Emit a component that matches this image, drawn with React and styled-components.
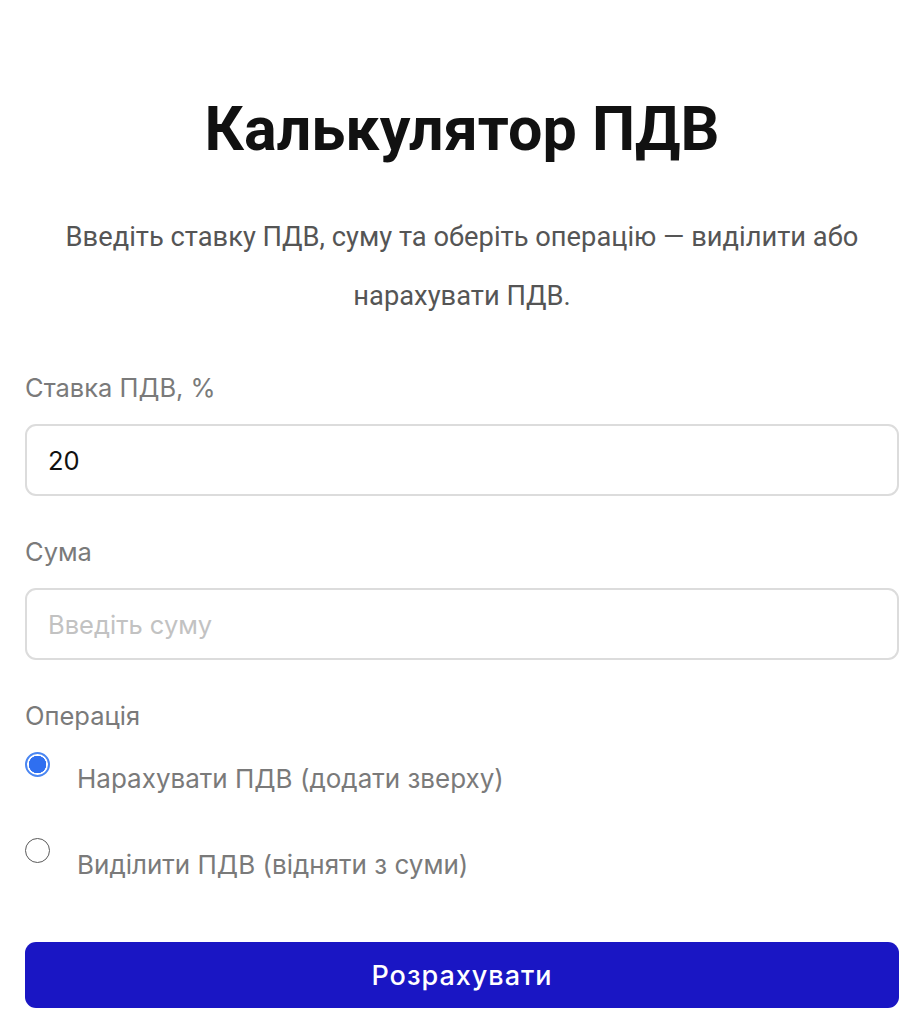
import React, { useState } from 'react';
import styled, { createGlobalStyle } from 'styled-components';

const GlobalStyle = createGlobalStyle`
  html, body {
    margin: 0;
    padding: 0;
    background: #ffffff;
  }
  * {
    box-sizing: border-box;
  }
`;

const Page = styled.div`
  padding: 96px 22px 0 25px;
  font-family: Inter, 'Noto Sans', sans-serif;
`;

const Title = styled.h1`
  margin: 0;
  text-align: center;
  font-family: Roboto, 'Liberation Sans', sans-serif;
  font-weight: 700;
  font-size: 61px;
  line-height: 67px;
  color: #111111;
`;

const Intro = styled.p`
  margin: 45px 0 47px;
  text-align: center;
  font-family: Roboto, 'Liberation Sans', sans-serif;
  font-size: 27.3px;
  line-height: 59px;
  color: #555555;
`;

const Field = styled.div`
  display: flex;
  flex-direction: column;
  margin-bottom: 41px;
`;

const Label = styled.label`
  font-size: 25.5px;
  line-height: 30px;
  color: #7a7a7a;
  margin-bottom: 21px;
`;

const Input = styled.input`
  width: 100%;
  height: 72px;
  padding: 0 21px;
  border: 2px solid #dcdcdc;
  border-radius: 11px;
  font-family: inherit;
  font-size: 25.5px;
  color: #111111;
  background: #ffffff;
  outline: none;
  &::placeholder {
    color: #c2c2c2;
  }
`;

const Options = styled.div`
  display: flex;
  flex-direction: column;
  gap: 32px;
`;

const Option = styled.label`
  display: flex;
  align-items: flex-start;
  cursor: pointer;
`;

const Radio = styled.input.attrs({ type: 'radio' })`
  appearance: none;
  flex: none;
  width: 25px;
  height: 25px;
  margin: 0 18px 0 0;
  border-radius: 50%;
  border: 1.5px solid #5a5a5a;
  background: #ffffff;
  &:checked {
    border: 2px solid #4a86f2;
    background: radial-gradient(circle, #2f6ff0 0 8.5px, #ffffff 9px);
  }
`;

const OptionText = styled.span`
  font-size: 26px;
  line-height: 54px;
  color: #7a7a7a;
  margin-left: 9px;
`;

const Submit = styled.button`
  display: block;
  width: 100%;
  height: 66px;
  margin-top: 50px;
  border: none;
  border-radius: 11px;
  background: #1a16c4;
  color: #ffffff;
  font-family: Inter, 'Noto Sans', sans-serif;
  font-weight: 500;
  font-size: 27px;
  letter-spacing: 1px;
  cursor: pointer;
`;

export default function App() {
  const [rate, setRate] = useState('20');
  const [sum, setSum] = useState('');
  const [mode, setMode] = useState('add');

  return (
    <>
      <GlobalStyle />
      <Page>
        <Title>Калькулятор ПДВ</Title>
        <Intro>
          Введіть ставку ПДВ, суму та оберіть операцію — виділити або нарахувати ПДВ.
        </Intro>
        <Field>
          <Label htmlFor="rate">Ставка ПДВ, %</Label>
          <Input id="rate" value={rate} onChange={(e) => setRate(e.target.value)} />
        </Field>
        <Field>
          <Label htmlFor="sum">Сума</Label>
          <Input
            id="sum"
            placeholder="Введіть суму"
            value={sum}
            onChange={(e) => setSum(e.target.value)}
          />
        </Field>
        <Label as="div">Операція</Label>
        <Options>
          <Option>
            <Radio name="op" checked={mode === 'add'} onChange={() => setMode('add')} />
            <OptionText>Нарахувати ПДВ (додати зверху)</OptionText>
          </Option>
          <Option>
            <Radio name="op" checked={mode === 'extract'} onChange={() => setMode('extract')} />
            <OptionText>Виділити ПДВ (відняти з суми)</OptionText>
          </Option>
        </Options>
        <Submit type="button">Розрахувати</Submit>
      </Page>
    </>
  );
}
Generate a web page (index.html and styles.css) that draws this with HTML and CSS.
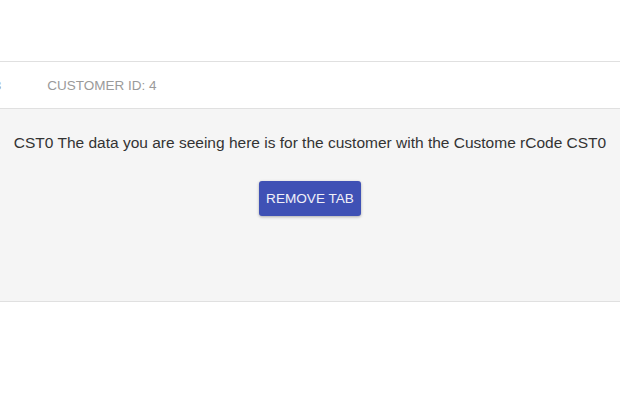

- WHAT YOU HAVE TO DO:
Copy the whole listing above word for word but do not carry over the pictures.

- COMPLETED TASK:
Emit a component that matches this image, drawn with React and styled-components.
import React, { useState } from 'react';
import styled, { createGlobalStyle } from 'styled-components';

const GlobalStyle = createGlobalStyle`
  html, body {
    margin: 0;
    padding: 0;
    background: #ffffff;
  }
  * {
    box-sizing: border-box;
  }
`;

const Page = styled.div`
  padding: 96px 22px 0 25px;
  font-family: Inter, 'Noto Sans', sans-serif;
`;

const Title = styled.h1`
  margin: 0;
  text-align: center;
  font-family: Roboto, 'Liberation Sans', sans-serif;
  font-weight: 700;
  font-size: 61px;
  line-height: 67px;
  color: #111111;
`;

const Intro = styled.p`
  margin: 45px 0 47px;
  text-align: center;
  font-family: Roboto, 'Liberation Sans', sans-serif;
  font-size: 27.3px;
  line-height: 59px;
  color: #555555;
`;

const Field = styled.div`
  display: flex;
  flex-direction: column;
  margin-bottom: 41px;
`;

const Label = styled.label`
  font-size: 25.5px;
  line-height: 30px;
  color: #7a7a7a;
  margin-bottom: 21px;
`;

const Input = styled.input`
  width: 100%;
  height: 72px;
  padding: 0 21px;
  border: 2px solid #dcdcdc;
  border-radius: 11px;
  font-family: inherit;
  font-size: 25.5px;
  color: #111111;
  background: #ffffff;
  outline: none;
  &::placeholder {
    color: #c2c2c2;
  }
`;

const Options = styled.div`
  display: flex;
  flex-direction: column;
  gap: 32px;
`;

const Option = styled.label`
  display: flex;
  align-items: flex-start;
  cursor: pointer;
`;

const Radio = styled.input.attrs({ type: 'radio' })`
  appearance: none;
  flex: none;
  width: 25px;
  height: 25px;
  margin: 0 18px 0 0;
  border-radius: 50%;
  border: 1.5px solid #5a5a5a;
  background: #ffffff;
  &:checked {
    border: 2px solid #4a86f2;
    background: radial-gradient(circle, #2f6ff0 0 8.5px, #ffffff 9px);
  }
`;

const OptionText = styled.span`
  font-size: 26px;
  line-height: 54px;
  color: #7a7a7a;
  margin-left: 9px;
`;

const Submit = styled.button`
  display: block;
  width: 100%;
  height: 66px;
  margin-top: 50px;
  border: none;
  border-radius: 11px;
  background: #1a16c4;
  color: #ffffff;
  font-family: Inter, 'Noto Sans', sans-serif;
  font-weight: 500;
  font-size: 27px;
  letter-spacing: 1px;
  cursor: pointer;
`;

export default function App() {
  const [rate, setRate] = useState('20');
  const [sum, setSum] = useState('');
  const [mode, setMode] = useState('add');

  return (
    <>
      <GlobalStyle />
      <Page>
        <Title>Калькулятор ПДВ</Title>
        <Intro>
          Введіть ставку ПДВ, суму та оберіть операцію — виділити або нарахувати ПДВ.
        </Intro>
        <Field>
          <Label htmlFor="rate">Ставка ПДВ, %</Label>
          <Input id="rate" value={rate} onChange={(e) => setRate(e.target.value)} />
        </Field>
        <Field>
          <Label htmlFor="sum">Сума</Label>
          <Input
            id="sum"
            placeholder="Введіть суму"
            value={sum}
            onChange={(e) => setSum(e.target.value)}
          />
        </Field>
        <Label as="div">Операція</Label>
        <Options>
          <Option>
            <Radio name="op" checked={mode === 'add'} onChange={() => setMode('add')} />
            <OptionText>Нарахувати ПДВ (додати зверху)</OptionText>
          </Option>
          <Option>
            <Radio name="op" checked={mode === 'extract'} onChange={() => setMode('extract')} />
            <OptionText>Виділити ПДВ (відняти з суми)</OptionText>
          </Option>
        </Options>
        <Submit type="button">Розрахувати</Submit>
      </Page>
    </>
  );
}
Generate a web page (index.html and styles.css) that draws this with HTML and CSS.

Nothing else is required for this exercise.